Saturday, March 12, 2011

The $112,000,000 Woman

What would you do if you won the lottery? Buy a fancy car? That’s what Cynthia Stafford did after cashing in her $112 million ticket. She scooped up two Bentleys—a baby-blue convertible and a bright-orange sedan. Maybe you’d take a first-class trip to Paris? Or hire a personal trainer? Stafford did both.

But she did more than change her lifestyle—she changed her life. What she really wanted was to make movies, so the one-time office worker set out to do just that. Nearly four years later, she heads her own production company. The craziest thing? She predicted every bit of her journey. “I knew I’d get here,” Stafford says, as she sits in the elegant living room of her Los Angeles–area home. “It was just a matter of visualizing it.”

Back in January 2007, Stafford was raising five children and struggling to pay the bills, so she began lulling herself to sleep at night by imagining that she was holding a lottery check. She pictured the exact amount: $112 followed by lots of zeroes. The story seems implausible, and yet Stafford’s steady gaze and positive energy make you believe her, even the bit about knowing what she’d be wearing when she won: a lime-green blouse with a leaf print. “That part kept surprising me,” she says, laughing. “I thought I’d lose weight by then and wouldn’t still have that top.”

But that’s what she was wearing the next Mother’s Day when she learned the $2 ticket she’d bought made her the sole winner in a drawing worth, yes, $112 million. “When I found out, I sat in silence for a minute because it confirmed how powerful our minds can be,” she says with a grin. “Then I started screaming and crying!”

Stafford had always been generous, even back when she had much less to give. As a 6-year-old, she forked over her allowance to UNICEF, and when her younger brother died in a car crash in 1999, she took in his children: Qumani, now 14; Sigourney, 15; Jahmil, 18; Charmaine, 20; and Presley, 22. Stafford opted to take a $67 million lump-sum payout from the lottery. So, after sharing the prize with her father and older brother, putting away funds for the kids’ education, and making some giddy purchases, she wrote substantial checks to organizations including UNICEF, the Natural Resources Defense Council, God’s Love We Deliver, and Kids in the Spotlight, a local group that teaches filmmaking to low-income and foster children. “I love helping kids bring out their creativity,” she says.

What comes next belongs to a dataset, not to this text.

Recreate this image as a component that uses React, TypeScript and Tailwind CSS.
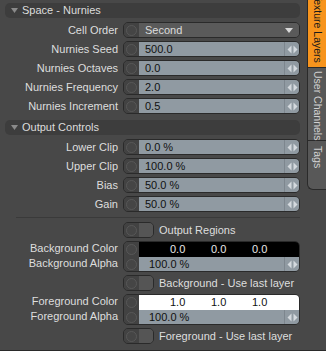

Then she set about fulfilling her own movie-making dreams. Always thinking big, she approached billionaire mogul David Geffen, co-founder of the film company DreamWorks SKG, for guidance. “I wanted the best people around me, but you don’t get that unless you ask,” she says with charming directness. His best advice? “Make good investments,” Stafford says, “because even $67 million can go quickly.” Since their conversation, she has also become actively involved in the Geffen Playhouse, a nonprofit Los Angeles theater.  

Says TV producer Gilbert Cates, an adviser of Stafford’s, “Cynthia gets what she wants, and what she wants most is to make a difference. She’s very smart, doesn’t take no for an answer, and she sees only goals where other people might see obstacles.”

In 2009, Stafford launched Queen Nefertari Productions to develop movie and TV projects. Her first film, now in pre-production, is a comedy to be directed by actor Kevin Connolly of HBO’s Entourage. She has also optioned Don DeLillo’s critically acclaimed novel White Noise. “To me, it represents the ultimate challenge as an adaptation,” she says.

Meanwhile, Stafford is busy planning a Beverly Hills wedding to Lanre Idewu, a personal trainer, and outfitting her kids with the latest Wii and Xbox gadgets. Still, you get the feeling that if she lost everything tomorrow, she’d be just fine. “I would simply visualize it again and make it happen,” she says. And you believe her.